You can see what Scorn looks like visually from the videos and screenshots. It's obviously a very visually interesting game. However, you're not going to really get much more out of it due to the intent to be as vague as possible - there's no dialogue,you just kind of fumble your way through the game. The visuals and body horror are unsettling, but because of its dedication to a complete lack of context, well you have no *context*, and so anything that would make it more than a macabre art gallery is hidden in the art book which very annoyingly did not come with my backer pledge despite it apparently being *critical* to understanding even the very basic plot.

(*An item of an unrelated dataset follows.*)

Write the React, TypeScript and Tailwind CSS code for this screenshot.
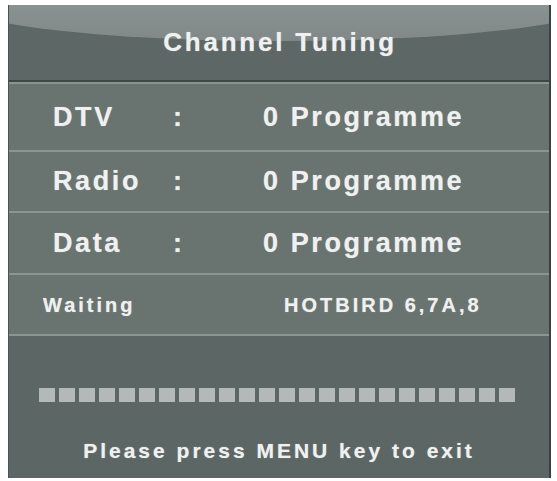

Which is a shame, 'cause the story and basic themes of the game would certainly have elevated hte experience if they were actually in the game. Instead most of the events of the story are going to completely fly over even an attentive player's head, and Scorn is *far* from the type of game you'd replay over and over as its puzzles are not exactly its strong suit and the combat is... just there. Neither of those things I would necessarily condemn by themselves, but if a game expects you to go hunting for details in multiple playthroughs it has to *motivate* you to do that in the first place. People can piece together much of the plots of From Software games purely through playing the game and paying attention to details both becuase those games actually want to share their stories and include all the information you need in the games themselves and not the artbooks and because the games are fun and have compelling NG+ features.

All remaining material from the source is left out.